In the first half of 2010 alone, legislators in 44 states introduced 319 bills addressing immigration issues, according to the National Conference of State Legislatures. In the second half of the year, as many as a dozen states took up bills directly fashioned on Arizona's tough Senate Bill 1070, using local police powers to push out undocumented immigrants in a process sometimes called "self-deportation."
The discourse at the state level can be wild and woolly. Debbie Riddle, for example, is the Texas legislator who went on Anderson Cooper 360 in August warning of a plot by immigrant mothers to give birth to "terror babies" — children born here with the specific aim of training them to be secret agents.
Riddle told Cooper that "former FBI folks" whom she declined to name had warned her of a terrorist conspiracy involving foreign babies. She said the plot involves "folks coming over here having their babies when they are not here legally, or they might have overstayed their visa, whether they are coming from south of the border or whether they are coming from Middle-Eastern countries."
Pressed by Cooper, Riddle seemed to conflate the baby threat with dirty bombs from outside the United States: "It is altogether possible to make a dirty bomb," she said, "stick it in a suitcase, walk it across our southern border, and take it to downtown Houston or any other city and blow it up and kill a million or more folks."
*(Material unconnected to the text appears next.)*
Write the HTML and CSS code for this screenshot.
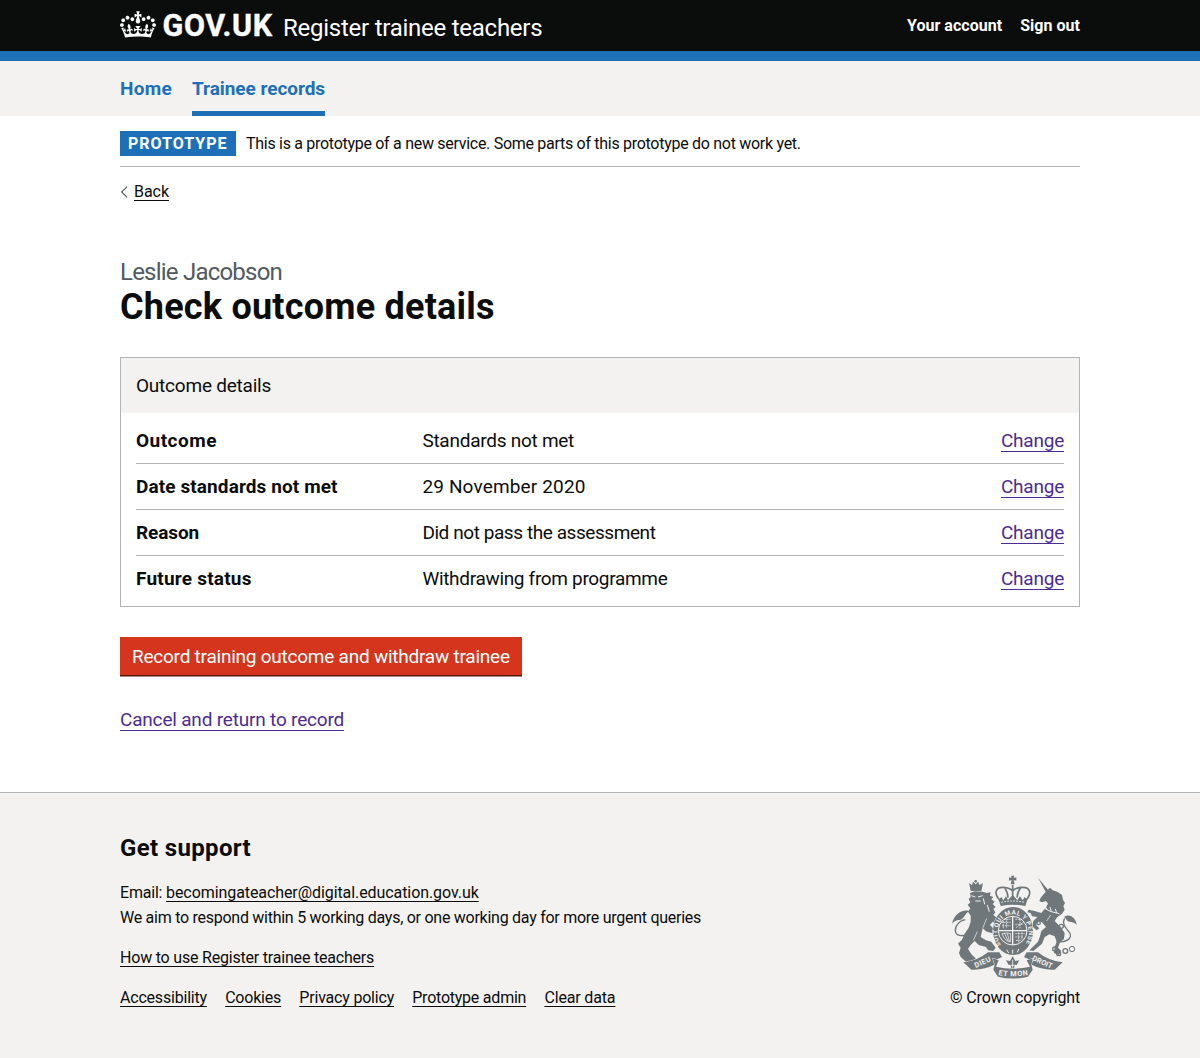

At that point, even the usually aggressive Cooper seemed to lose his appetite for further detail.
But Riddle was only hitting her stride on the Anderson Cooper show. After the November 2 election, she camped out on the floor of the Texas House of Representatives in Austin for an entire weekend so that she would be first in line when the House opened for business Monday morning. The minute the chief clerk opened his door, Riddle handed him a bill that was a direct copycat of Arizona's SB 1070, based on "enforcement first," with no eye toward integration or citizenship.
She also introduced a bill denying the right to vote to American citizens who fail to produce required photo identification cards. (The Ninth U.S. Circuit Court of Appeals already has ruled that Arizona cannot require proof of citizenship for voter registration, but it let stand a part of the state law that requires voters to produce photo identification at the polls.)
Later, Riddle bragged on her Web site that she had "created a media frenzy." Describing her weekend outing, she said, "A visitor that walked by told me that I reminded them of the kids that camp out for Duke basketball tickets in Durham, North Carolina."
Compared to Riddle's exuberance, the case for comprehensive reform is numbingly complex and frustratingly diffuse. But that has a lot to do with the incredible breadth of the coalition behind an integrative approach as opposed to those who propose massive deportation.
Anderson Cooper can do all the deadpan he wants. And yet it's the Debbie Riddles who are in the driver's seat on immigration — a stunning reality, given the breadth and depth of the forces arrayed against them in favor of comprehensive reform and full legal status for the undocumented millions amongst us.
Consider the National Immigration Forum, whose mission is to "embrace and uphold America's tradition as a nation of immigrants." Its board members represent the Catholic Church, the Baptist Church, the U.S. Chamber of Commerce, major employers, and big labor, along with policy groups of both liberal and conservative stripe.
The urgent need for national immigration reform is uniting what otherwise might be strange bedfellows. In April when Arizona passed SB 1070, the U.S. Chamber of Commerce went to court against it, arm in arm with one of the country's most powerful unions, the Service Employees International Union.